In the past, it may have been true that a beefy advertising budget was the key ingredient in the brand-building process. But what worked in the past doesn’t necessarily work today. We live in an overcommunicated society, where each of us gets hit with hundreds of commercial messages daily.

Today brands are born, not made. A new brand must be capable of generating favorable publicity in the media or it won’t have a chance in the marketplace.

And just how do you generate publicity? The best way to generate publicity is by being first. In other words, by being the first brand in a new category.

All of these brands (and many, many more) were first in a new category and, in the process, generated enormous amounts of publicity.

There’s a strong relationship between the two. The news media wants to talk about what’s new, what’s first, and what’s hot, not what’s better. When your brand can make news, it has a chance to generate publicity. And the best way to make news is to announce a new category, not a new product.

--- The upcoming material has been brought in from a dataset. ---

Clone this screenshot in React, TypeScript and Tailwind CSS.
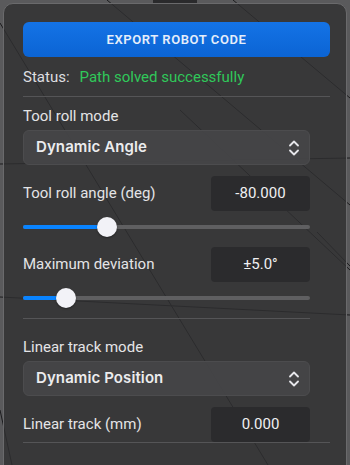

What others say about your brand is much more powerful than what you say about it yourself. That’s why publicity in general is more effective than advertising. And why, over the past two decades, public relations has eclipsed advertising as the most effective force in branding.

Yet for years public relations has been treated as a secondary function to advertising. PR people even used to measure their successes in terms of advertising space. Publicity stories were converted into equivalent advertising expenditures.

Even worse, marketing strategies were usually formulated first into advertising slogans. Then the public relations people were asked to reinforce the advertising by creating PR programs to communicate those slogans.

Not anymore. Today brands are built with publicity and maintained with advertising. The cart is now driving the horse.

So why hasn’t the ascendancy of PR made news in the media? Why are public relations departments in most companies still subservient to advertising departments? Why are nine of the top ten public relations firms still owned by advertising agencies instead of vice versa?

Why have the media ignored the biggest news story in marketing?

It’s the grass phenomenon. Nobody ever notices the grass growing or pays attention to a trend that is slow in developing.

Take facsimile, for example. Over the past two decades, the facsimile has become an indispensable part of every company’s communication portfolio. Americans will send 65 billion pages of faxes this year, more than 230 per person. And 50 percent of all international telephone calls are now fax calls.

Yet we don’t remember a single article in any of the major management publications on the rise of facsimile. It happened too slowly.

On the other hand, the opposite is true of the Internet. The rise of the Internet happened so quickly that it created a blaze of publicity, as did the rapid fall of Internet stocks.

Advertising executives in particular are inclined to slight public relations. “If the advertising is brilliant, the PR will fall out of that,” said one particularly brilliant advertising executive recently.

But what works in branding today is publicity, not advertising. This is especially true in the high-tech field. All of the big global marketing powerhouses—Microsoft, Intel, Dell, Compaq, Gateway, Oracle, Cisco, SAP, and Sun Microsystems—were first created in the pages of The Wall Street Journal, Business Week, Forbes, and Fortune. By publicity, not by advertising.

Years ago we worked with Lotus Development Corp. on branding strategy for Lotus Notes. The essence of the strategy was the promotion of Notes as “the first successful groupware product.” With, of course, the emphasis on “groupware.”

This idea caught on like crazy with the media, which ran story after story on the new groupware concept. Yet typically the Lotus advertising people ignored the groupware idea in favor of nonsensical advertising pabulum.

It didn’t matter because public relations is more important than advertising. As a result of the publicity program, Notes became an enormous success and ultimately IBM paid the astounding price of $3.5 billion for Lotus Development Corp.

Most companies develop their branding strategies as if advertising were their primary communications vehicle. They’re wrong. Strategy should be developed first from a publicity point of view.